Graham Roberts, on his crucial equaliser in the second leg:
"Micky Hazard normally liked to beat a player before crossing, but this time he crossed early and the ball cannoned off my chest. There were two Anderlecht defenders close by, but by taking the ball on the chest I went away from them. That I think was the hard part. I simply hit the ball then and hoped. It was an incredible feeling of ecstasy and pain. As soon as I ran to the crowd my legs went. The noise was terrific. I was in a total daze."

Extra-time came and went without a winner and so the game was to settled by penalties. Roberts, stand-in captain on the night and magnificent on the night, hammered home our first, Morten Olsen stepped up to level only for Parks to dive to his left and push his kick away.

Falco, Gary Stevens and Archibald then netted for spurs, with Michel de Groote, Franky Vercauteren and Enzo Scifo replying. Danny Thomas was next, able to win the trophy for Spurs if he scored, but his spotkick was saved by Munaron.

Garth Crooks, on Danny Thomas' penalty miss in the shoot-out:
"There was a feeling of desperation when Danny missed the penalty. He was very well liked and I think everyone felt desperately sorry for him. I remember hearing the fans chanting his name and thinking that that really is wonderful - that they don't hold him responsible."

But there was hardly time for everyone to digest the disappointment as Parks took centre-stage, blocking Arnor Gudjohnsen's penalty to win the UEFA Cup for Spurs as White Hart Lane erupted into a cauldron of noise and for Burkinshaw's time as manager to end on a fitting, glorious note.

Tony Parks, on his heroics in the shoot-out:
"With the first penalty, the Anderlecht player told where he was going to put it. I could see it in his eyes where it was going. With the next three I just guessed and got it wrong. On the last one, I changed my mind and went the other way and got it right. It's the sort of thing you read about in comics."

Keith Burkinshaw, on his emotional last-ever game in charge as manager:
"You don't really want to leave on a night like this.
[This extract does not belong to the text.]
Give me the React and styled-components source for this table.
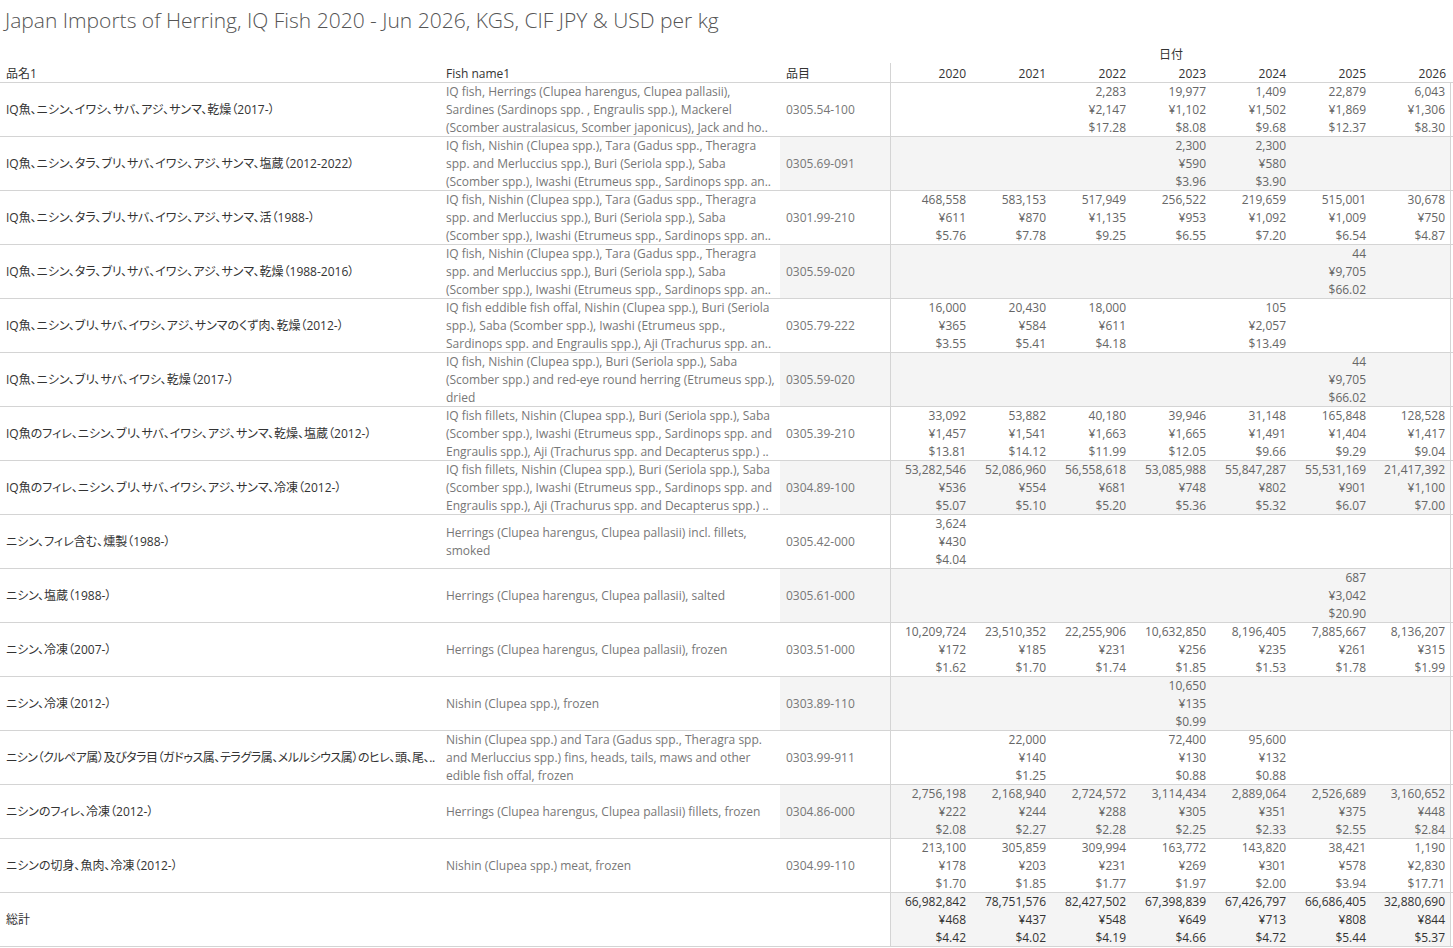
import React from "react";
import styled, { createGlobalStyle } from "styled-components";

const GlobalStyle = createGlobalStyle`
  body {
    margin: 0;
    background: #fff;
    font-family: "Open Sans", "Noto Sans CJK JP", sans-serif;
    font-size: 12px;
    font-feature-settings: "palt";
  }
`;

const YEARS = ["2020", "2021", "2022", "2023", "2024", "2025", "2026"];

const ROWS = [
  {
    name: "IQ魚、ニシン、イワシ、サバ、アジ、サンマ、乾燥（2017-）",
    fish: [
      "IQ fish, Herrings (Clupea harengus, Clupea pallasii),",
      "Sardines (Sardinops spp. , Engraulis spp.), Mackerel",
      "(Scomber australasicus, Scomber japonicus),  Jack and ho..",
    ],
    code: "0305.54-100",
    values: {
      2022: ["2,283", "¥2,147", "$17.28"],
      2023: ["19,977", "¥1,102", "$8.08"],
      2024: ["1,409", "¥1,502", "$9.68"],
      2025: ["22,879", "¥1,869", "$12.37"],
      2026: ["6,043", "¥1,306", "$8.30"],
    },
  },
  {
    name: "IQ魚、ニシン、タラ、ブリ、サバ、イワシ、アジ、サンマ、塩蔵（2012-2022）",
    fish: [
      "IQ fish, Nishin (Clupea spp.), Tara (Gadus spp., Theragra",
      "spp. and Merluccius spp.), Buri (Seriola spp.), Saba",
      "(Scomber spp.), Iwashi (Etrumeus spp., Sardinops spp. an..",
    ],
    code: "0305.69-091",
    values: {
      2023: ["2,300", "¥590", "$3.96"],
      2024: ["2,300", "¥580", "$3.90"],
    },
  },
  {
    name: "IQ魚、ニシン、タラ、ブリ、サバ、イワシ、アジ、サンマ、活（1988-）",
    fish: [
      "IQ fish, Nishin (Clupea spp.), Tara (Gadus spp., Theragra",
      "spp. and Merluccius spp.), Buri (Seriola spp.), Saba",
      "(Scomber spp.), Iwashi (Etrumeus spp., Sardinops spp. an..",
    ],
    code: "0301.99-210",
    values: {
      2020: ["468,558", "¥611", "$5.76"],
      2021: ["583,153", "¥870", "$7.78"],
      2022: ["517,949", "¥1,135", "$9.25"],
      2023: ["256,522", "¥953", "$6.55"],
      2024: ["219,659", "¥1,092", "$7.20"],
      2025: ["515,001", "¥1,009", "$6.54"],
      2026: ["30,678", "¥750", "$4.87"],
    },
  },
  {
    name: "IQ魚、ニシン、タラ、ブリ、サバ、イワシ、アジ、サンマ、乾燥（1988-2016）",
    fish: [
      "IQ fish, Nishin (Clupea spp.), Tara (Gadus spp., Theragra",
      "spp. and Merluccius spp.), Buri (Seriola spp.), Saba",
      "(Scomber spp.), Iwashi (Etrumeus spp., Sardinops spp. an..",
    ],
    code: "0305.59-020",
    values: {
      2025: ["44", "¥9,705", "$66.02"],
    },
  },
  {
    name: "IQ魚、ニシン、ブリ、サバ、イワシ、アジ、サンマのくず肉、乾燥（2012-）",
    fish: [
      "IQ fish eddible fish offal, Nishin (Clupea spp.), Buri (Seriola",
      "spp.), Saba (Scomber spp.), Iwashi (Etrumeus spp.,",
      "Sardinops spp. and Engraulis spp.), Aji (Trachurus spp. an..",
    ],
    code: "0305.79-222",
    values: {
      2020: ["16,000", "¥365", "$3.55"],
      2021: ["20,430", "¥584", "$5.41"],
      2022: ["18,000", "¥611", "$4.18"],
      2024: ["105", "¥2,057", "$13.49"],
    },
  },
  {
    name: "IQ魚、ニシン、ブリ、サバ、イワシ、乾燥（2017-）",
    fish: [
      "IQ fish, Nishin (Clupea spp.), Buri (Seriola spp.), Saba",
      "(Scomber spp.) and red-eye round herring (Etrumeus spp.),",
      "dried",
    ],
    code: "0305.59-020",
    values: {
      2025: ["44", "¥9,705", "$66.02"],
    },
  },
  {
    name: "IQ魚のフィレ、ニシン、ブリ、サバ、イワシ、アジ、サンマ、乾燥、塩蔵（2012-）",
    fish: [
      "IQ fish fillets, Nishin (Clupea spp.), Buri (Seriola spp.), Saba",
      "(Scomber spp.), Iwashi (Etrumeus spp., Sardinops spp. and",
      "Engraulis spp.), Aji (Trachurus spp. and Decapterus spp.) ..",
    ],
    code: "0305.39-210",
    values: {
      2020: ["33,092", "¥1,457", "$13.81"],
      2021: ["53,882", "¥1,541", "$14.12"],
      2022: ["40,180", "¥1,663", "$11.99"],
      2023: ["39,946", "¥1,665", "$12.05"],
      2024: ["31,148", "¥1,491", "$9.66"],
      2025: ["165,848", "¥1,404", "$9.29"],
      2026: ["128,528", "¥1,417", "$9.04"],
    },
  },
  {
    name: "IQ魚のフィレ、ニシン、ブリ、サバ、イワシ、アジ、サンマ、冷凍（2012-）",
    fish: [
      "IQ fish fillets, Nishin (Clupea spp.), Buri (Seriola spp.), Saba",
      "(Scomber spp.), Iwashi (Etrumeus spp., Sardinops spp. and",
      "Engraulis spp.), Aji (Trachurus spp. and Decapterus spp.) ..",
    ],
    code: "0304.89-100",
    values: {
      2020: ["53,282,546", "¥536", "$5.07"],
      2021: ["52,086,960", "¥554", "$5.10"],
      2022: ["56,558,618", "¥681", "$5.20"],
      2023: ["53,085,988", "¥748", "$5.36"],
      2024: ["55,847,287", "¥802", "$5.32"],
      2025: ["55,531,169", "¥901", "$6.07"],
      2026: ["21,417,392", "¥1,100", "$7.00"],
    },
  },
  {
    name: "ニシン、フィレ含む、燻製（1988-）",
    fish: ["Herrings (Clupea harengus, Clupea pallasii) incl. fillets,", "smoked"],
    code: "0305.42-000",
    values: {
      2020: ["3,624", "¥430", "$4.04"],
    },
  },
  {
    name: "ニシン、塩蔵（1988-）",
    fish: ["Herrings (Clupea harengus, Clupea pallasii), salted"],
    code: "0305.61-000",
    values: {
      2025: ["687", "¥3,042", "$20.90"],
    },
  },
  {
    name: "ニシン、冷凍（2007-）",
    fish: ["Herrings (Clupea harengus, Clupea pallasii), frozen"],
    code: "0303.51-000",
    values: {
      2020: ["10,209,724", "¥172", "$1.62"],
      2021: ["23,510,352", "¥185", "$1.70"],
      2022: ["22,255,906", "¥231", "$1.74"],
      2023: ["10,632,850", "¥256", "$1.85"],
      2024: ["8,196,405", "¥235", "$1.53"],
      2025: ["7,885,667", "¥261", "$1.78"],
      2026: ["8,136,207", "¥315", "$1.99"],
    },
  },
  {
    name: "ニシン、冷凍（2012-）",
    fish: ["Nishin (Clupea spp.), frozen"],
    code: "0303.89-110",
    values: {
      2023: ["10,650", "¥135", "$0.99"],
    },
  },
  {
    name: "ニシン（クルペア属）及びタラ目（ガドゥス属、テラグラ属、メルルシウス属）のヒレ、頭、尾、..",
    tight: true,
    fish: [
      "Nishin (Clupea spp.) and Tara (Gadus spp., Theragra spp.",
      "and Merluccius spp.) fins, heads, tails, maws and other",
      "edible fish offal, frozen",
    ],
    code: "0303.99-911",
    values: {
      2021: ["22,000", "¥140", "$1.25"],
      2023: ["72,400", "¥130", "$0.88"],
      2024: ["95,600", "¥132", "$0.88"],
    },
  },
  {
    name: "ニシンのフィレ、冷凍（2012-）",
    fish: ["Herrings (Clupea harengus, Clupea pallasii) fillets, frozen"],
    code: "0304.86-000",
    values: {
      2020: ["2,756,198", "¥222", "$2.08"],
      2021: ["2,168,940", "¥244", "$2.27"],
      2022: ["2,724,572", "¥288", "$2.28"],
      2023: ["3,114,434", "¥305", "$2.25"],
      2024: ["2,889,064", "¥351", "$2.33"],
      2025: ["2,526,689", "¥375", "$2.55"],
      2026: ["3,160,652", "¥448", "$2.84"],
    },
  },
  {
    name: "ニシンの切身、魚肉、冷凍（2012-）",
    fish: ["Nishin (Clupea spp.) meat, frozen"],
    code: "0304.99-110",
    values: {
      2020: ["213,100", "¥178", "$1.70"],
      2021: ["305,859", "¥203", "$1.85"],
      2022: ["309,994", "¥231", "$1.77"],
      2023: ["163,772", "¥269", "$1.97"],
      2024: ["143,820", "¥301", "$2.00"],
      2025: ["38,421", "¥578", "$3.94"],
      2026: ["1,190", "¥2,830", "$17.71"],
    },
  },
];

const TOTAL = {
  2020: ["66,982,842", "¥468", "$4.42"],
  2021: ["78,751,576", "¥437", "$4.02"],
  2022: ["82,427,502", "¥548", "$4.19"],
  2023: ["67,398,839", "¥649", "$4.66"],
  2024: ["67,426,797", "¥713", "$4.72"],
  2025: ["66,686,405", "¥808", "$5.44"],
  2026: ["32,880,690", "¥844", "$5.37"],
};

const COLS = "440px 340px 111px repeat(7, 80px)";
const SHADE = "#f4f4f4";
const LINE = "#d4d4d4";

const Page = styled.div`
  width: 1453px;
  height: 948px;
  overflow: hidden;
`;

const Title = styled.h1`
  margin: 0;
  height: 46px;
  padding: 7px 0 0 5px;
  box-sizing: border-box;
  font-size: 21px;
  font-weight: 300;
  color: #555;
  line-height: 26px;
  white-space: nowrap;
`;

const DateBand = styled.div`
  display: grid;
  grid-template-columns: 891px 560px;
  height: 17px;
  line-height: 17px;
  color: #333;
`;

const DateLabel = styled.div`
  grid-column: 2;
  text-align: center;
`;

const HeaderRow = styled.div`
  display: grid;
  grid-template-columns: ${COLS};
  height: 19px;
  border-bottom: 1px solid ${LINE};
  color: #333;
  line-height: 21px;
`;

const HeadCell = styled.div`
  padding: 0 6px;
  text-align: ${(p) => (p.$num ? "right" : "left")};
  padding-right: ${(p) => (p.$num ? "5px" : "6px")};
  border-right: ${(p) => (p.$divider ? `1px solid ${LINE}` : "none")};
  white-space: nowrap;
`;

const Row = styled.div`
  display: grid;
  grid-template-columns: ${COLS};
  height: 53px;
  border-bottom: 1px solid ${LINE};
  line-height: 18px;
`;

const Cell = styled.div`
  display: flex;
  flex-direction: column;
  justify-content: center;
  overflow: hidden;
  white-space: nowrap;
  padding: 0 6px;
`;

const NameCell = styled(Cell)`
  color: #333;
  letter-spacing: ${(p) => (p.$tight ? "-0.45px" : "normal")};
`;

const FishCell = styled(Cell)`
  color: #777;
`;

const CodeCell = styled(Cell)`
  color: #777;
  background: ${(p) => (p.$shaded ? SHADE : "transparent")};
  border-right: 1px solid ${LINE};
`;

const ValueCell = styled(Cell)`
  align-items: flex-end;
  padding: 0 5px 0 0;
  color: ${(p) => (p.$total ? "#333" : "#666")};
  background: ${(p) => (p.$shaded ? SHADE : "transparent")};
  border-right: ${(p) => (p.$last ? `1px solid ${LINE}` : "none")};
`;

const TotalLabel = styled(Cell)`
  grid-column: 1 / 4;
  color: #333;
  border-right: 1px solid ${LINE};
`;

function Values({ values, shaded, total }) {
  return YEARS.map((y, i) => (
    <ValueCell key={y} $shaded={shaded} $total={total} $last={i === YEARS.length - 1}>
      {(values[y] || []).map((v, j) => (
        <span key={j}>{v}</span>
      ))}
    </ValueCell>
  ));
}

export default function App() {
  return (
    <Page>
      <GlobalStyle />
      <Title>Japan Imports of Herring, IQ Fish 2020 - Jun 2026, KGS, CIF JPY &amp; USD per kg</Title>
      <DateBand>
        <DateLabel>日付</DateLabel>
      </DateBand>
      <HeaderRow>
        <HeadCell>品名1</HeadCell>
        <HeadCell>Fish name1</HeadCell>
        <HeadCell $divider>品目</HeadCell>
        {YEARS.map((y) => (
          <HeadCell key={y} $num>
            {y}
          </HeadCell>
        ))}
      </HeaderRow>
      {ROWS.map((r, i) => {
        const shaded = i % 2 === 1;
        return (
          <Row key={i}>
            <NameCell $tight={r.tight}>{r.name}</NameCell>
            <FishCell>
              {r.fish.map((l, j) => (
                <span key={j}>{l}</span>
              ))}
            </FishCell>
            <CodeCell $shaded={shaded}>{r.code}</CodeCell>
            <Values values={r.values} shaded={shaded} />
          </Row>
        );
      })}
      <Row>
        <TotalLabel>総計</TotalLabel>
        <Values values={TOTAL} shaded total />
      </Row>
    </Page>
  );
}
You want it to go on for ever. It is a fairy-tale. But I'm a lucky so-and-so. I must admit it. Somebody up there must like me. When we went 1-0 down I thought we had blown it, but we persevered. The fighting spirit of the lads was tremendous. It was a very emotional moment when I picked up the trophy and I am not usually an emotional person. It was a nostalgic moment, a wonderful way to finish at White Hart Lane."